The boxing contingent, for one, would be disappointed at winning just two medals after their stellar showing at the CWG but a combination of tough draws and being at the end of some brutal punches saw the likes of Gaurav Solanki, Shiva Thapa and Sonia Lather get knocked out early. But as this report suggested, there is no need to panic just yet for the boxers.

The badminton men’s doubles pairing of Satwiksairaj Rankireddy and Chirag Shetty continue to show the world that there is hope yet beyond singles for India’s shuttlers, while Ashwini Ponnappa and Sikki Reddy came within one win from ending the long wait for a women’s doubles medal.

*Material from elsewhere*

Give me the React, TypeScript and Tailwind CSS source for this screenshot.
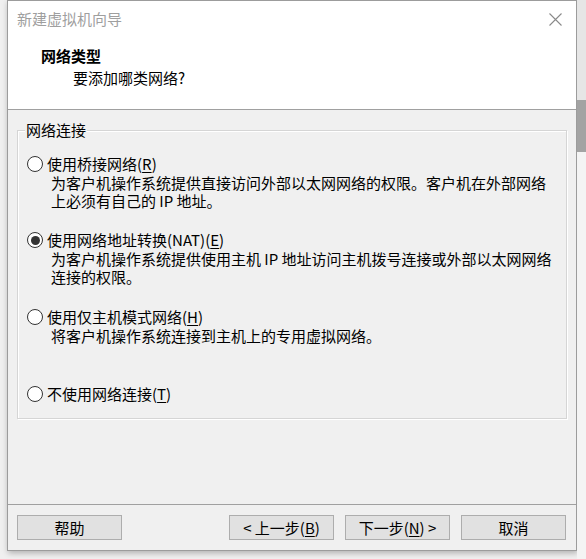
import React from "react";

const FONT = { fontFamily: '"Noto Sans CJK SC", "Noto Sans", sans-serif' };

function Radio({ checked }: { checked?: boolean }) {
  return (
    <span className="w-[16px] h-[16px] min-w-[16px] rounded-full border border-[#333333] bg-white flex items-center justify-center shrink-0">
      {checked ? <span className="w-[9px] h-[9px] rounded-full bg-[#333333]" /> : null}
    </span>
  );
}

function Option({
  label,
  accel,
  checked,
  desc,
  mt,
}: {
  label: string;
  accel: string;
  checked?: boolean;
  desc: string[];
  mt: string;
}) {
  return (
    <div className={mt}>
      <div className="flex items-center h-[20px] gap-[4px]">
        <Radio checked={checked} />
        <span className="leading-[20px]">
          {label}(<span className="underline underline-offset-2">{accel}</span>)
        </span>
      </div>
      {desc.map((d, i) => (
        <div key={i} className="pl-[24px] h-[18px] leading-[18px]">
          {d}
        </div>
      ))}
    </div>
  );
}

function Btn({ children }: { children: React.ReactNode }) {
  return (
    <div className="w-[105px] h-[25px] bg-[#e1e1e1] border border-[#adadad] flex items-center justify-center text-[15px] leading-[20px] text-black whitespace-pre">
      {children}
    </div>
  );
}

export default function App() {
  return (
    <div className="w-[586px] h-[559px] bg-[#f0f0f0] flex overflow-hidden text-[15px] text-black" style={FONT}>
      <div className="w-[7px] shrink-0" />
      <div className="w-[570px] h-[551px] shrink-0 border border-[#9c9c9c] bg-white flex flex-col shadow-[1px_2px_6px_rgba(0,0,0,0.28)]">
        <div className="h-[36px] flex items-center justify-between pl-[9px] pr-[14px]">
          <span className="text-[#9f9f9f] leading-[20px]">新建虚拟机向导</span>
          <svg width="13" height="13" viewBox="0 0 13 13">
            <path d="M0.5 0.5 L12.5 12.5 M12.5 0.5 L0.5 12.5" stroke="#8a8a8a" strokeWidth="1.1" fill="none" />
          </svg>
        </div>
        <div className="h-[72px] pt-[9px]">
          <div className="pl-[33px] font-bold leading-[20px]">网络类型</div>
          <div className="pl-[65px] mt-[2px] leading-[20px]">要添加哪类网络?</div>
        </div>
        <div className="h-px bg-[#a0a0a0]" />
        <div className="flex-1 bg-[#f0f0f0] flex flex-col">
          <div className="mt-[20px] mx-[9px] h-[289px] relative border border-[#d5d5d5] shadow-[inset_1px_1px_0_#ffffff,1px_1px_0_#ffffff] pl-[9px] pt-[23px]">
            <span className="absolute left-[7px] top-[-11px] h-[20px] leading-[20px] px-[1px] bg-[#f0f0f0]">网络连接</span>
            <Option
              mt="mt-0"
              label="使用桥接网络"
              accel="R"
              desc={["为客户机操作系统提供直接访问外部以太网网络的权限。客户机在外部网络", "上必须有自己的 IP 地址。"]}
            />
            <Option
              mt="mt-[20px]"
              label="使用网络地址转换(NAT)"
              accel="E"
              checked
              desc={["为客户机操作系统提供使用主机 IP 地址访问主机拨号连接或外部以太网网络", "连接的权限。"]}
            />
            <Option mt="mt-[21px]" label="使用仅主机模式网络" accel="H" desc={["将客户机操作系统连接到主机上的专用虚拟网络。"]} />
            <Option mt="mt-[39px]" label="不使用网络连接" accel="T" desc={[]} />
          </div>
          <div className="flex-1" />
          <div className="h-px bg-[#a0a0a0]" />
          <div className="h-[45px] flex items-center pl-[9px] pr-[10px]">
            <Btn>帮助</Btn>
            <div className="flex-1" />
            <div className="flex gap-[11px]">
              <Btn>
                {"< 上一步("}<span className="underline underline-offset-2">B</span>{")"}
              </Btn>
              <Btn>
                {"下一步("}<span className="underline underline-offset-2">N</span>{") >"}
              </Btn>
              <Btn>取消</Btn>
            </div>
          </div>
        </div>
      </div>
      <div className="flex-1 flex flex-col">
        <div className="h-[100px] bg-[#e6e6e6]" />
        <div className="h-[52px] bg-[#a3a3a3]" />
        <div className="flex-1 bg-[#f4f4f4]" />
      </div>
    </div>
  );
}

But this category goes to Manu Bhaker, whose stellar 2018 came to a medal-less end. Making her Asian Games debut, the 16-year-old – considered by many as the poster athlete for the NextGen Indian shooters – made two finals, one with a record qualifying score but ultimately fell short of the podium. The sight of her walking away from her position and slumping into her chair, disappointment writ all over her face, after she got eliminated in her favourite event, the 10m air pistol event final, is one of those haunting images of the Games. It was a reality check for Bhaker, but she has shown she is not fazed by the big stage in her nascent career.

“She’s a bit adamant about that [winning]. It’s not a very typically 16-year-old thing but it’s something that’s typical of a champion,” her coach Jaspal Rana told ESPN.

Bhaker might not have finished with a medal in Indonesia, but bigger triumphs await her if she takes this Asian Games campaign in her stride.